"Extra credit" doesn't make up for broken campaign promise
In 2010, then-candidate Scott Walker made a lofty campaign pledge, that he would lead by example and pay the full amount of benefits changes he'd require of other state employees to pay, even before they (or he) would legally need to do so. But as the Associated Press pointed out, Walker didn't start making payments until he was obligated to earlier this summer, thus neglecting his pledge completely.To me personally, this was a non-story: Walker DID screw up his campaign promise, but it wasn't a significant event. It could have been far worse: he could have paid nothing the first few months, requiring changes from other state employees but making no contribution himself.
However, that wasn't the case -- Walker made the same contribution he required of others. Yes, he broke his campaign promise, but it wasn't as if that promise significantly altered or affected Wisconsin in any way. In other words, Walker misled the people, but it's not the most damning thing he's done in the ten months he's been in office.
Yet Walker's response to criticism on the issue is something I take issue with.
From Channel3000:
Walker said he believes he exceeded the promise because he started making pension contributions in August at a higher percentage as required under the law than what he said he would voluntarily make starting in January.That, in my mind, seems like a flat-out lie, further diminishing the character of "Eagle Scout" Scott Walker.
Here's two analogies I feel best explain the situation a little better. In the first, consider a student that has a project for school that is long-overdue.

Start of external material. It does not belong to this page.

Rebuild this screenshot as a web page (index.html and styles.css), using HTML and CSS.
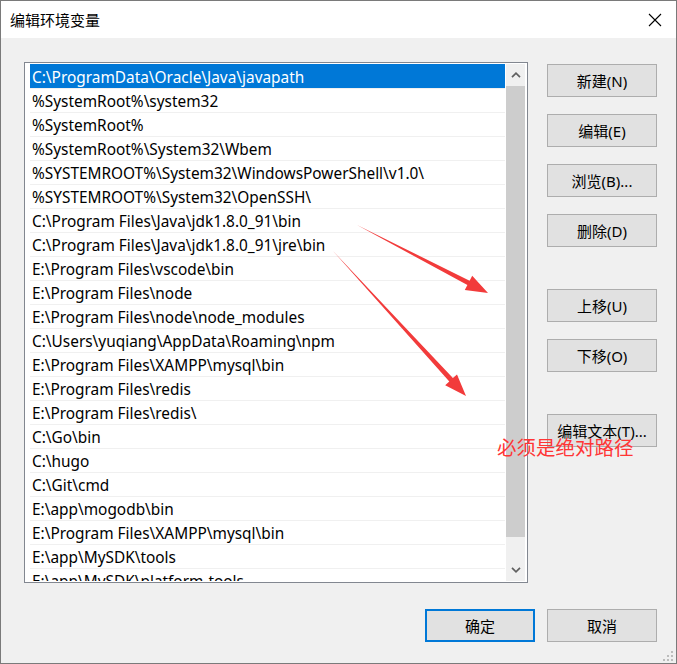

For months this project is never completed, and the teacher finally insists that the student turn in what he has. After discussing with the student potential grades for this project, the student offers to do extra credit assignments to make up for the lateness of his initial project.
Was the student's assignment late? And should he receive a worse grade for it being late?
In the second analogy, consider a person making payments on a loan. This loan isn't due for six months, but the person fails to make the scheduled payments on the monthly basis. Finally, on the day that the loan is due, the debtor surprises the creditor by paying it off completely, with interest.
Looking from the perspective of a credit rating agency, would this person receive a higher or lower credit score? Does their making the final payment mean that we can ignore the lack of payments from months before?
Again, as I've pointed out, Walker's broken campaign promise isn't as controversial as it seems -- it doesn't put Wisconsin in a worse-off state of being. Still, to insist that his promise wasn't broken because he's made additional "payments" to make up for that lost time is faulty logic: the governor promised within a set time-frame that he'd make those sacrifices, and he didn't.
At best, we can credit him with making up the difference in his paychecks following the law's implementation. But like the student who failed to turn his assignment on time (making up for it with extra credit), or the debtor who pays off a loan (without making payments for months beforehand), making up for a broken promise doesn't eradicate the broken promise itself.
Walker didn't make do on his campaign pledge to lead by example; and he's lying when he tells you that his extra contributions make up for his broken promises.